Indeed, when the arrests of noted human rights defenders took place, civil society was alarmed, and some took recourse to the judiciary. The Booker Prize-winning novelist Arundhati Roy drew attention to the Emergency-like condition, stating, “In the India of today, to belong to a minority is a crime. To be murdered is a crime. To be lynched is a crime. To be poor is a crime. To defend the poor is to plot to overthrow the government.” Historian Romila Thapar went to court, stating, “Our intention was to draw the attention of the judiciary to what we see is a case of a gross misuse of the state’s power under the draconian law of the UAPA (Unlawful Activities Prevention Act).”

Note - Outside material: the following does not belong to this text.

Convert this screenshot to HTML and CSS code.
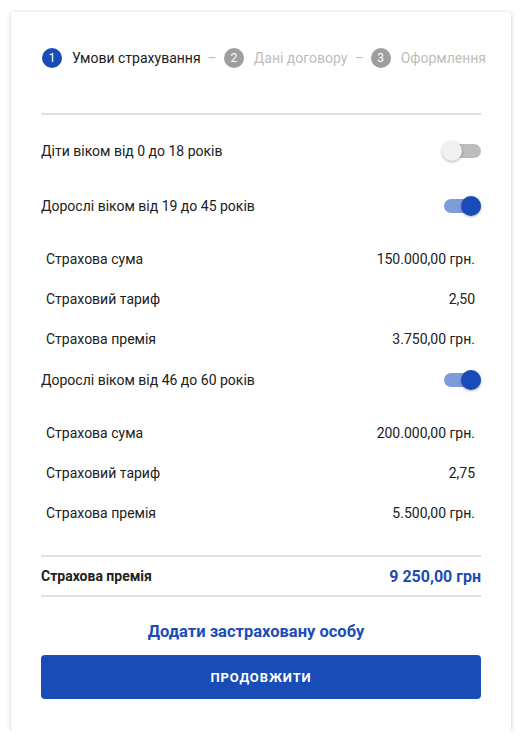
FILE: index.html
```html
<!DOCTYPE html>
<html lang="uk">
<head>
<meta charset="utf-8">
<link rel="stylesheet" href="styles.css">
</head>
<body>
<div class="card">
  <div class="stepper">
    <span class="circle active">1</span><span class="step-label active">Умови страхування</span>
    <span class="dash">–</span>
    <span class="circle">2</span><span class="step-label">Дані договору</span>
    <span class="dash">–</span>
    <span class="circle">3</span><span class="step-label">Оформлення</span>
  </div>
  <div class="divider top"></div>

  <div class="group-row first">
    <span>Діти віком від 0 до 18 років</span>
    <span class="toggle"><span class="track"></span><span class="knob"></span></span>
  </div>

  <div class="group-row second">
    <span>Дорослі віком від 19 до 45 років</span>
    <span class="toggle on"><span class="track"></span><span class="knob"></span></span>
  </div>
  <div class="subs">
    <div class="sub"><span>Страхова сума</span><span>150.000,00 грн.</span></div>
    <div class="sub"><span>Страховий тариф</span><span>2,50</span></div>
    <div class="sub"><span>Страхова премія</span><span>3.750,00 грн.</span></div>
  </div>

  <div class="group-row third">
    <span>Дорослі віком від 46 до 60 років</span>
    <span class="toggle on"><span class="track"></span><span class="knob"></span></span>
  </div>
  <div class="subs">
    <div class="sub"><span>Страхова сума</span><span>200.000,00 грн.</span></div>
    <div class="sub"><span>Страховий тариф</span><span>2,75</span></div>
    <div class="sub"><span>Страхова премія</span><span>5.500,00 грн.</span></div>
  </div>

  <div class="total">
    <span class="total-label">Страхова премія</span>
    <span class="total-value">9 250,00 грн</span>
  </div>

  <div class="add-link">Додати застраховану особу</div>
  <button class="btn">ПРОДОВЖИТИ</button>
</div>
</body>
</html>
```

FILE: styles.css
```css
* { box-sizing: border-box; }
body {
  margin: 0;
  background: #ffffff;
  font-family: Roboto, "Noto Sans", sans-serif;
  font-size: 14px;
  color: #212121;
}
.card {
  margin: 12px 0 0 11px;
  width: 500px;
  height: 719px;
  background: #fff;
  border-radius: 3px;
  box-shadow: 0 1px 5px rgba(0,0,0,0.18), 0 0 2px rgba(0,0,0,0.08);
  padding: 30px 30px 32px 30px;
  display: flex;
  flex-direction: column;
}
.stepper {
  display: flex;
  align-items: center;
  height: 32px;
  white-space: nowrap;
  margin-left: 1px;
}
.circle {
  width: 20px;
  height: 20px;
  border-radius: 50%;
  background: #9e9e9e;
  color: #fff;
  font-size: 12px;
  display: inline-flex;
  align-items: center;
  justify-content: center;
  flex: none;
}
.circle.active { background: #1a4cb8; }
.step-label {
  margin-left: 10px;
  color: #bdbdbd;
  font-size: 14px;
}
.step-label.active { color: #212121; }
.dash {
  color: #bdbdbd;
  margin: 0 7px;
}
.divider.top {
  height: 2px;
  background: #e0e0e0;
  margin-top: 39px;
}
.group-row {
  display: flex;
  align-items: center;
  justify-content: space-between;
  height: 40px;
}
.group-row.first { margin-top: 16px; }
.group-row.second { margin-top: 15px; margin-bottom: 13px; }
.group-row.third { margin-top: 2px; margin-bottom: 13px; }
.subs { padding: 0 6px 0 5px; }
.sub {
  display: flex;
  justify-content: space-between;
  align-items: center;
  height: 40px;
}
.toggle {
  position: relative;
  width: 40px;
  height: 20px;
  flex: none;
}
.toggle .track {
  position: absolute;
  left: 3px;
  right: 0;
  top: 3px;
  height: 14px;
  border-radius: 7px;
  background: #bdbdbd;
}
.toggle .knob {
  position: absolute;
  left: 1px;
  top: 0;
  width: 20px;
  height: 20px;
  border-radius: 50%;
  background: #f1f1f1;
  box-shadow: 0 1px 3px rgba(0,0,0,0.3);
}
.toggle.on .track { background: #7e9cdc; }
.toggle.on .knob { left: 20px; background: #1a4cb8; }
.total {
  margin-top: 22px;
  border-top: 2px solid #e0e0e0;
  border-bottom: 2px solid #e0e0e0;
  height: 42px;
  display: flex;
  align-items: center;
  justify-content: space-between;
}
.total-label { font-weight: 700; font-size: 14px; }
.total-value { font-weight: 700; font-size: 16px; color: #1a4cb8; }
.add-link {
  margin-top: 24px;
  padding-right: 10px;
  text-align: center;
  color: #1a4cb8;
  font-size: 16.5px;
  font-weight: 700;
  line-height: 22px;
}
.btn {
  margin-top: 12px;
  height: 44px;
  width: 100%;
  border: none;
  border-radius: 4px;
  background: #1a4cb8;
  color: #fff;
  font-family: Roboto, sans-serif;
  font-weight: 700;
  font-size: 13px;
  letter-spacing: 0.9px;
}
```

Two of the three Supreme Court judges rejected Prof Thapar’s petition, with a dissenting note by Justice D.Y. Chandrachud. He wrote in his judgment, “Circumstances have been drawn to our notice to cast a cloud on whether the Maharashtra Police has in the present case acted as a fair and impartial investigating agency….Liberty cannot be sacrificed at the altar of conjectures…Voices of opposition cannot be muzzled because it’s a dissent. Dissent is the safety valve of democracy. If dissent is not allowed, then the pressure cooker may burst.”

Prison diaries

The BK 16 case is bleak, but there are some moments of light in the darkness. The arrests of accomplished academics and lawyers give us an insight into the conditions of prisons besides the heart-warming ground reality of common people building bonds beyond social barriers. Recalling her days in prison, Sudha Bharadwaj penned From Phansi Yard, which brings many human stories together. The book has sketches and notes about 76 prisoners or groups of prisoners with whom Bharadwaj interacted during her time at Yerwada and Byculla jails. Through the stories of prisoners unconnected with the BK case, Bharadwaj threw light on how women helped women in prisons, that even in times of acute distress, they looked out for those in more dire circumstances.

The BK 16 case is a warning to the dangers facing Indian democracy. As Christophe Jaffrelot writes in his endorsement for Shah’s book, “A poignant biography of the Bhima Koregaon accused, Shah’s book uses this entry point to make us understand what post-democracy India is fast becoming, and how those who resist suffer — be they in jail or out.”